### What the task asks
Of the lines below, how many hold the string "React"? Give only the number.

====================

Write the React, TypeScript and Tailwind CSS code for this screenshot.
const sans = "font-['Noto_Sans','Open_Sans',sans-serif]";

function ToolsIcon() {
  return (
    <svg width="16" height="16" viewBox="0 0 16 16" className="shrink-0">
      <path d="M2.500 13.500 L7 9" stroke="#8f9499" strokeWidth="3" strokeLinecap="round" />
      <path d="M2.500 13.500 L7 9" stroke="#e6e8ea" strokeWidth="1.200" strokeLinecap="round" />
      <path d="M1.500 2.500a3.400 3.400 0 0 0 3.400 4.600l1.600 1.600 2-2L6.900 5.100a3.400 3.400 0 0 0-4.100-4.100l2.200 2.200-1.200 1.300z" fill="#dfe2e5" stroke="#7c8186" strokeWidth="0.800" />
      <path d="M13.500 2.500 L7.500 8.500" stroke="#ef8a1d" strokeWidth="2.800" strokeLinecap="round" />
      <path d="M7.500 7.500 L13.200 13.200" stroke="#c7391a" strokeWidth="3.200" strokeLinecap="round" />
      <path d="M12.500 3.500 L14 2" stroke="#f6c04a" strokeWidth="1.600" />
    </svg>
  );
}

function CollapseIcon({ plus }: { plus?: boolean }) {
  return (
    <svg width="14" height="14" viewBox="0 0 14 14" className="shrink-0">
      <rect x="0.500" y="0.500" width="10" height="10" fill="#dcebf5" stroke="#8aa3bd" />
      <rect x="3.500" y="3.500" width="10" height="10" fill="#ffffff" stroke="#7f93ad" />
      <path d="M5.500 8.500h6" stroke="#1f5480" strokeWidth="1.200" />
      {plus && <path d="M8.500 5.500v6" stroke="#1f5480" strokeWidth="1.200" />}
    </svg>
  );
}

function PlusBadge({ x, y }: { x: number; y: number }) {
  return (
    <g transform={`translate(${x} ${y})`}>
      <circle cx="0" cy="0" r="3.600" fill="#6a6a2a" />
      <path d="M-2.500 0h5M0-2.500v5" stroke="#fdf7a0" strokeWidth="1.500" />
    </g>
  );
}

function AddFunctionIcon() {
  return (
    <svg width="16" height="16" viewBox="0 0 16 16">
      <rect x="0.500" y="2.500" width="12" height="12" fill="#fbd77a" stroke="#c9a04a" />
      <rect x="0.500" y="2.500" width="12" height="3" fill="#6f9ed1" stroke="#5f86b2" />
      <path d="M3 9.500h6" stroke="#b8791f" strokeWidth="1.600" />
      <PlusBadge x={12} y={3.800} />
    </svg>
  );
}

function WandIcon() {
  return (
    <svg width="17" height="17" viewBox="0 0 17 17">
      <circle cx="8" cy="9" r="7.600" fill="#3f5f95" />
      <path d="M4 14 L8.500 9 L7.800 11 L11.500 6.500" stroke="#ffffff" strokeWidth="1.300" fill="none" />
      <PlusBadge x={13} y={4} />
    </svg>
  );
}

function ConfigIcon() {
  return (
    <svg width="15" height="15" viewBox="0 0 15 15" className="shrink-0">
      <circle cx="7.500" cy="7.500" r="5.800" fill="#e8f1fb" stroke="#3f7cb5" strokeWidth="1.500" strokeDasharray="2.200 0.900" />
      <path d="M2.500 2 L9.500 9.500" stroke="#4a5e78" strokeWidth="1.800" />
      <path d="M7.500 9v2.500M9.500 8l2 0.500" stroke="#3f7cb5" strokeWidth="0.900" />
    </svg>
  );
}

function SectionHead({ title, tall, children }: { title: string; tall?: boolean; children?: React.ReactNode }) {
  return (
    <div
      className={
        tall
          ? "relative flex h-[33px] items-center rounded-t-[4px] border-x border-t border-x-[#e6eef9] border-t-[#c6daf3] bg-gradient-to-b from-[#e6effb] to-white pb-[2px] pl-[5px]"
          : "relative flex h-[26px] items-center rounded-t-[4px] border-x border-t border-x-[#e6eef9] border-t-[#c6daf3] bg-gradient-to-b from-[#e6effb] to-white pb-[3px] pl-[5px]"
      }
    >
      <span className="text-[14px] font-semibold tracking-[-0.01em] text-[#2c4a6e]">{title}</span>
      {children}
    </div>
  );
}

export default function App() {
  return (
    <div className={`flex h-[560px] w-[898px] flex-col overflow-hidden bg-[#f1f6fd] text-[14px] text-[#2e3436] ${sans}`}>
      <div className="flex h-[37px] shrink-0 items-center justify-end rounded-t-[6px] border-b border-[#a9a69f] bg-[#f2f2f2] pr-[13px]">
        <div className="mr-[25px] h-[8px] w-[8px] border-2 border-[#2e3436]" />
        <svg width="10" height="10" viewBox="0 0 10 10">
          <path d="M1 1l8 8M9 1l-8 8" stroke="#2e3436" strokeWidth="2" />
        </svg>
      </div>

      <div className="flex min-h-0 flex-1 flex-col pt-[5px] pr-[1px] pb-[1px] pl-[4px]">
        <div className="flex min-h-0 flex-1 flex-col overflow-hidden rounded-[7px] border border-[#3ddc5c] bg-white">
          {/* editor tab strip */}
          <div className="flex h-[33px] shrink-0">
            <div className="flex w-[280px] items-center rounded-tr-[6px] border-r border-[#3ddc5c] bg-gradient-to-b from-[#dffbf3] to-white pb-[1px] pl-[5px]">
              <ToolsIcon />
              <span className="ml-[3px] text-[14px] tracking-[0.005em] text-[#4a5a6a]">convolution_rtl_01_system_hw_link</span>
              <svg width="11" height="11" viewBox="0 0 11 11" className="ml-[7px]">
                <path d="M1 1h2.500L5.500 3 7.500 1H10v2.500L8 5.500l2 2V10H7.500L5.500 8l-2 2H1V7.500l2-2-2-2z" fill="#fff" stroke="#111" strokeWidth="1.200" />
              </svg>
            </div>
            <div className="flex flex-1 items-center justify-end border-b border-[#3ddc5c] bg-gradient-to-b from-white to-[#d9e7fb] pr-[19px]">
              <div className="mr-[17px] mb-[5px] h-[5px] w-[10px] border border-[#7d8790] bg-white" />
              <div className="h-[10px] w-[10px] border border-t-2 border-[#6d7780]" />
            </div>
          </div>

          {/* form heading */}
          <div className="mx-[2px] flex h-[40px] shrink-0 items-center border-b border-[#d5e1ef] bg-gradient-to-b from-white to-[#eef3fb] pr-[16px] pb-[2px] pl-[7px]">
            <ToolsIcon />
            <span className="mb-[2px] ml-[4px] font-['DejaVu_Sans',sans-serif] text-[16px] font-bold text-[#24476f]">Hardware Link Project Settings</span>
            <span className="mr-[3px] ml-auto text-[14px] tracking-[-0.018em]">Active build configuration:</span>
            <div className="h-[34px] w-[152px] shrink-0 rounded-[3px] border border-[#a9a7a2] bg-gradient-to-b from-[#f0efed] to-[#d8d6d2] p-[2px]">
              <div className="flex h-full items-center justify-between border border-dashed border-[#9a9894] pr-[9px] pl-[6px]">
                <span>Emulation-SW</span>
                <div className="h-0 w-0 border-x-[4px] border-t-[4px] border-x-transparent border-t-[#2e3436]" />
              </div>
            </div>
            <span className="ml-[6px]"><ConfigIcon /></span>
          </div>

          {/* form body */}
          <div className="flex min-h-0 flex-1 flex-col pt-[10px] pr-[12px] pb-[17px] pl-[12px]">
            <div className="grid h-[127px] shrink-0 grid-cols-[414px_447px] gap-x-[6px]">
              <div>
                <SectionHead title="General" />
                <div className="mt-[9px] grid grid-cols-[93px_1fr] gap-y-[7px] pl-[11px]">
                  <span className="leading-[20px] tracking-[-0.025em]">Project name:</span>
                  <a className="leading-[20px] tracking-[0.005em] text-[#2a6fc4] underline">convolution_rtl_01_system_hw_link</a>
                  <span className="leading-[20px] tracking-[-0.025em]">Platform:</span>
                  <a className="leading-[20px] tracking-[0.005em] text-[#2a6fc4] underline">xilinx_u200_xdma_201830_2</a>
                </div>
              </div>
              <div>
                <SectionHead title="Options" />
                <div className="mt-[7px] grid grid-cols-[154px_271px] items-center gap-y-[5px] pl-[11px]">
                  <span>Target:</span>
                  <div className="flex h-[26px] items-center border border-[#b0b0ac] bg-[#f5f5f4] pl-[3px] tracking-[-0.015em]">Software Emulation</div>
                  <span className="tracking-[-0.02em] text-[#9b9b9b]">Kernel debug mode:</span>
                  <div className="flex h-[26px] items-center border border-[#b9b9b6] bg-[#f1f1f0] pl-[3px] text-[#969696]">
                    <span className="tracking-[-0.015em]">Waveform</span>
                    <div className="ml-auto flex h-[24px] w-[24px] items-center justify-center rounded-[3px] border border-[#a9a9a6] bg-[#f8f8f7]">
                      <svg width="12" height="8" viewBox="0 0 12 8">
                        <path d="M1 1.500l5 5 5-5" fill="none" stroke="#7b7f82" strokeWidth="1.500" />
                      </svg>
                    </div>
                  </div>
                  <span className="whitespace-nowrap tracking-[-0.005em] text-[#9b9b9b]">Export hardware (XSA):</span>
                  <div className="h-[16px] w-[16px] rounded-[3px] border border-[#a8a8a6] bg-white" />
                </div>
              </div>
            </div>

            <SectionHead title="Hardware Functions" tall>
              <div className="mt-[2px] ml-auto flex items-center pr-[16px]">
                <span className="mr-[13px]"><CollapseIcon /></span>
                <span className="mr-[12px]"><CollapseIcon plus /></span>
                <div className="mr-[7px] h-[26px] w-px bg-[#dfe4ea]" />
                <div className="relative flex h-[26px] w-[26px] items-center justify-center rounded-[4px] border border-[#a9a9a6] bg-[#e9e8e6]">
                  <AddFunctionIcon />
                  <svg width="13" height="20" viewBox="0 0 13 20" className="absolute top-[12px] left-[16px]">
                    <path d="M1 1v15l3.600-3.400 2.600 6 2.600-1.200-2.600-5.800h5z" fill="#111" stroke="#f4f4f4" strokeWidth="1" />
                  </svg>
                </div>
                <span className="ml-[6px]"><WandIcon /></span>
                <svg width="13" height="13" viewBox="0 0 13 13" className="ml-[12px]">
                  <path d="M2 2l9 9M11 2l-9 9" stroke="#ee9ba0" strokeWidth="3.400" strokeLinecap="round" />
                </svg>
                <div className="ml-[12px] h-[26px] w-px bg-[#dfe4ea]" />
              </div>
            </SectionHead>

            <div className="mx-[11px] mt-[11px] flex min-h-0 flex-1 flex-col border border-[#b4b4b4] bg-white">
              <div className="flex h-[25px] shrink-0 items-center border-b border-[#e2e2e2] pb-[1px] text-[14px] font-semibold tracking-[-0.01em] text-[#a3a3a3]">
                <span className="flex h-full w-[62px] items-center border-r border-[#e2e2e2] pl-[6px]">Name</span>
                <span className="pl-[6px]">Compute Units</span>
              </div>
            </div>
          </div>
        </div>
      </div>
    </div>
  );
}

====================

### Written solution
2